Nationalist Congress Party candidate Khalida Mushtaq was been seriously injured in the attack, which came days before a third round of voting for a new state assembly.

The incident happened when militants triggered a landmine as her motorcade passed through a village in the Kulgam area.

The Al-Arifeen militant group has claimed responsibility for the attack in which three civilians including the candidate's father and a police guard were killed.


Militants have so far killed two candidates, including the state's law minister.
Army personnel on a border hillside
Army patrols prepare for possible trouble

Ms Mushtaq is standing in Tuesday's elections in the Devsar area of Anantnag district.

She is the second woman so far to have been targeted during the election and the state's tourism minister, Sakina Itoo, has survived three attacks.

The elections have been marred by violence and a boycott call by separatists.

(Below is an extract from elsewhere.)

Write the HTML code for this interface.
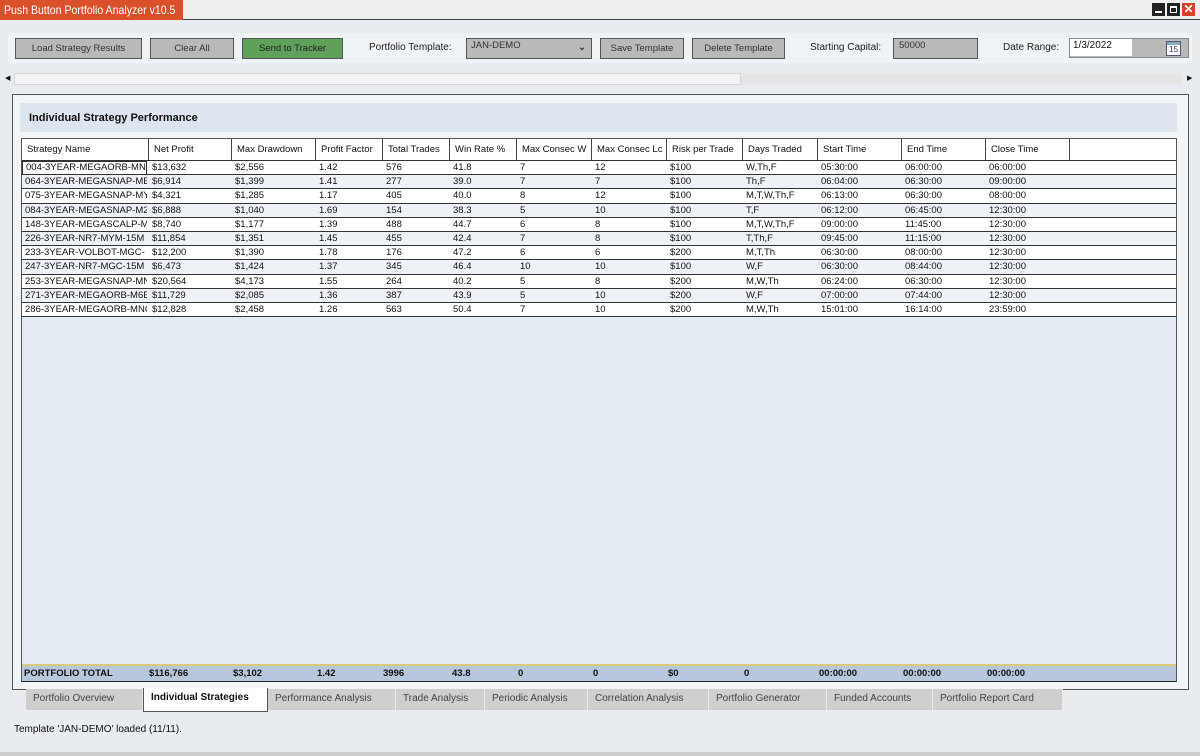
<!DOCTYPE html>
<html><head><meta charset="utf-8"><style>
*{box-sizing:border-box;margin:0;padding:0}
body{width:1200px;height:756px;background:#e8ecf0;font-family:"Liberation Sans",sans-serif;position:relative;overflow:hidden;font-size:10px;color:#111}
.abs{position:absolute;white-space:nowrap}
.btn{position:absolute;top:38px;height:21px;border:1px solid #555;background:#b9b9b9;font-size:9.5px;color:#333;text-align:center;line-height:19px;white-space:nowrap}
.lbl{position:absolute;top:42px;font-size:10px;color:#222;white-space:nowrap}
.grid{position:absolute;left:21px;top:138px;width:1156px;height:544px;border:1px solid #555;background:#e4ebf2}
.hdr{position:absolute;left:0;top:0;height:22px;width:1154px;background:#fff;border-bottom:1px solid #333}
.hdr div{position:absolute;top:0;height:21px;border-right:1px solid #444;padding-left:5px;line-height:22px;font-size:9.5px;white-space:nowrap;overflow:hidden}
.row{position:absolute;left:0;width:1154px;height:14.2px;border-bottom:1px solid #333;font-size:9.5px;line-height:14px}
.row div{position:absolute;top:0;padding-left:3px;white-space:nowrap;overflow:hidden}
.tot{position:absolute;left:0;top:525px;width:1154px;height:18px;background:#b8c8dc;border-top:2px solid #d8cc7a;border-bottom:1px solid #222;font-weight:bold;font-size:9.5px;line-height:16px}
.tot div{position:absolute;top:0;white-space:nowrap}
.tab{position:absolute;top:689px;height:21px;background:#cfcfcf;border-right:1px solid #e8e8e8;font-size:10px;color:#444;line-height:20px;padding-left:7px;white-space:nowrap;overflow:hidden}
</style></head><body>
<div class="abs" style="left:0;top:0;width:1200px;height:20px;background:#efefef;border-bottom:1px solid #444"></div>
<div class="abs" style="left:0;top:0;width:183px;height:20px;background:#d9502a;color:#fff;font-size:12px;line-height:20px;padding-left:4px;overflow:hidden"><span style="display:inline-block;transform:scaleX(0.88);transform-origin:left">Push Button Portfolio Analyzer v10.5</span></div>
<div class="abs" style="left:1152px;top:3px;width:13px;height:13px;background:#222"><div class="abs" style="left:3px;top:8px;width:7px;height:2px;background:#fff"></div></div>
<div class="abs" style="left:1167px;top:3px;width:13px;height:13px;background:#222"><div class="abs" style="left:3px;top:3px;width:7px;height:7px;border:1.5px solid #fff;border-top-width:2.5px"></div></div>
<div class="abs" style="left:1182px;top:3px;width:13px;height:13px;background:#d9402a;color:#fff;font-weight:bold;font-size:12px;line-height:13px;text-align:center">✕</div>
<div class="abs" style="left:8px;top:33px;width:1184px;height:30px;background:#f0f3f6"></div>
<div class="btn" style="left:15px;width:127px">Load Strategy Results</div>
<div class="btn" style="left:150px;width:84px">Clear All</div>
<div class="btn" style="left:242px;width:101px;background:#5fa05a;color:#222">Send to Tracker</div>
<div class="lbl" style="left:369px">Portfolio Template:</div>
<div class="btn" style="left:466px;width:126px;text-align:left;padding-left:4px;line-height:14px">JAN-DEMO<span style="position:absolute;right:5px;top:2px;font-weight:bold">⌄</span></div>
<div class="btn" style="left:600px;width:84px">Save Template</div>
<div class="btn" style="left:692px;width:93px">Delete Template</div>
<div class="lbl" style="left:810px">Starting Capital:</div>
<div class="btn" style="left:893px;width:85px;text-align:left;padding-left:5px;line-height:14px">50000</div>
<div class="lbl" style="left:1003px">Date Range:</div>
<div class="abs" style="left:1069px;top:38px;width:120px;height:20px;background:#b9b9b9;border:1px solid #888"></div>
<div class="abs" style="left:1070px;top:39px;width:62px;height:17px;background:#fff;font-size:10px;padding:1px 3px">1/3/2022</div>
<div class="abs" style="left:1166px;top:41px;width:15px;height:15px;border:1px solid #557;background:#fff;font-size:8px;text-align:center;line-height:16px;color:#335">15<div class="abs" style="left:0;top:0;width:13px;height:3px;background:#8ab"></div></div>
<div class="abs" style="left:14px;top:73px;width:727px;height:12px;background:#f3f3f3;border:1px solid #d6d6d6"></div>
<div class="abs" style="left:741px;top:73px;width:441px;height:12px;background:#e6e6e6"></div>
<div class="abs" style="left:5px;top:74px;font-size:7px">◀</div>
<div class="abs" style="left:1187px;top:74px;font-size:7px">▶</div>
<div class="abs" style="left:12px;top:94px;width:1177px;height:596px;border:1px solid #555;background:#f1f5f8"></div>
<div class="abs" style="left:20px;top:103px;width:1157px;height:29px;background:#dde5ee;font-weight:bold;font-size:11px;line-height:30px;padding-left:9px">Individual Strategy Performance</div>
<div class="grid">
<div class="hdr">
<div style="left:0;width:127px">Strategy Name</div><div style="left:127px;width:83px">Net Profit</div><div style="left:210px;width:84px">Max Drawdown</div><div style="left:294px;width:67px">Profit Factor</div><div style="left:361px;width:67px">Total Trades</div><div style="left:428px;width:67px">Win Rate %</div><div style="left:495px;width:75px">Max Consec W</div><div style="left:570px;width:75px">Max Consec Lc</div><div style="left:645px;width:76px">Risk per Trade</div><div style="left:721px;width:75px">Days Traded</div><div style="left:796px;width:84px">Start Time</div><div style="left:880px;width:84px">End Time</div><div style="left:964px;width:84px">Close Time</div>
</div>
<div id="rows"></div>
<div class="tot">
<div style="left:2px">PORTFOLIO TOTAL</div><div style="left:127px">$116,766</div><div style="left:211px">$3,102</div><div style="left:295px">1.42</div><div style="left:361px">3996</div><div style="left:430px">43.8</div><div style="left:496px">0</div><div style="left:571px">0</div><div style="left:646px">$0</div><div style="left:722px">0</div><div style="left:797px">00:00:00</div><div style="left:881px">00:00:00</div><div style="left:965px">00:00:00</div>
</div>
</div>
<div class="abs" style="left:26px;top:689px;width:1037px;height:21px;background:#cfcfcf"></div>
<div class="tab" style="left:26px;width:117px">Portfolio Overview</div>
<div class="tab" style="left:143px;width:125px;top:688px;height:24px;background:#fff;border:1px solid #555;border-top:none;font-weight:bold;color:#111">Individual Strategies</div>
<div class="tab" style="left:268px;width:128px">Performance Analysis</div>
<div class="tab" style="left:396px;width:89px">Trade Analysis</div>
<div class="tab" style="left:485px;width:103px">Periodic Analysis</div>
<div class="tab" style="left:588px;width:121px">Correlation Analysis</div>
<div class="tab" style="left:709px;width:118px">Portfolio Generator</div>
<div class="tab" style="left:827px;width:106px">Funded Accounts</div>
<div class="tab" style="left:933px;width:130px">Portfolio Report Card</div>
<div class="abs" style="left:14px;top:724px;font-size:10px">Template 'JAN-DEMO' loaded (11/11).</div>
<div class="abs" style="left:0;top:752px;width:1200px;height:4px;background:#ccc"></div>
<script>
var d=[["004-3YEAR-MEGAORB-MNQ","$13,632","$2,556","1.42","576","41.8","7","12","$100","W,Th,F","05:30:00","06:00:00","06:00:00"],
["064-3YEAR-MEGASNAP-MES","$6,914","$1,399","1.41","277","39.0","7","7","$100","Th,F","06:04:00","06:30:00","09:00:00"],
["075-3YEAR-MEGASNAP-MYM","$4,321","$1,285","1.17","405","40.0","8","12","$100","M,T,W,Th,F","06:13:00","06:30:00","08:00:00"],
["084-3YEAR-MEGASNAP-M2K","$6,888","$1,040","1.69","154","38.3","5","10","$100","T,F","06:12:00","06:45:00","12:30:00"],
["148-3YEAR-MEGASCALP-MNQ","$8,740","$1,177","1.39","488","44.7","6","8","$100","M,T,W,Th,F","09:00:00","11:45:00","12:30:00"],
["226-3YEAR-NR7-MYM-15M","$11,854","$1,351","1.45","455","42.4","7","8","$100","T,Th,F","09:45:00","11:15:00","12:30:00"],
["233-3YEAR-VOLBOT-MGC-","$12,200","$1,390","1.78","176","47.2","6","6","$200","M,T,Th","06:30:00","08:00:00","12:30:00"],
["247-3YEAR-NR7-MGC-15M","$6,473","$1,424","1.37","345","46.4","10","10","$100","W,F","06:30:00","08:44:00","12:30:00"],
["253-3YEAR-MEGASNAP-MNQ","$20,564","$4,173","1.55","264","40.2","5","8","$200","M,W,Th","06:24:00","06:30:00","12:30:00"],
["271-3YEAR-MEGAORB-M6E","$11,729","$2,085","1.36","387","43.9","5","10","$200","W,F","07:00:00","07:44:00","12:30:00"],
["286-3YEAR-MEGAORB-MNQ","$12,828","$2,458","1.26","563","50.4","7","10","$200","M,W,Th","15:01:00","16:14:00","23:59:00"]];
var L=[0,127,210,294,361,428,495,570,645,721,796,880,964],W=[127,83,84,67,67,67,75,75,76,75,84,84,84];
var h="";d.forEach(function(r,i){h+='<div class="row" style="top:'+(22+i*14.2)+'px;background:'+(i%2?'#eef2f6':'#fff')+'">';r.forEach(function(c,j){h+='<div style="left:'+L[j]+'px;width:'+(W[j]-2)+'px;'+(j==0&&i==0?'border:1px solid #333;line-height:12px;':'')+'">'+c+'</div>'});h+='</div>'});
document.getElementById('rows').innerHTML=h;
</script>
</body></html>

The Indian Election Commission says 42% of voters cast their ballots in last round on 24 September.

Few people voted in the summer capital, Srinagar, where security forces blew up a house ending a siege with separatist militants, leaving one militant dead.

But polling in two other districts, including the winter capital, Jammu, further south, was much brisker despite violence between the security forces and militants that saw six killed.

Thousands of security personnel were deployed after a series of gun battles and explosions in the disputed territory as suspected Islamic militants tried to disrupt the elections.

Poll boycott

The main Kashmiri separatist alliance has called for a protest strike in Srinagar to coincide with the vote.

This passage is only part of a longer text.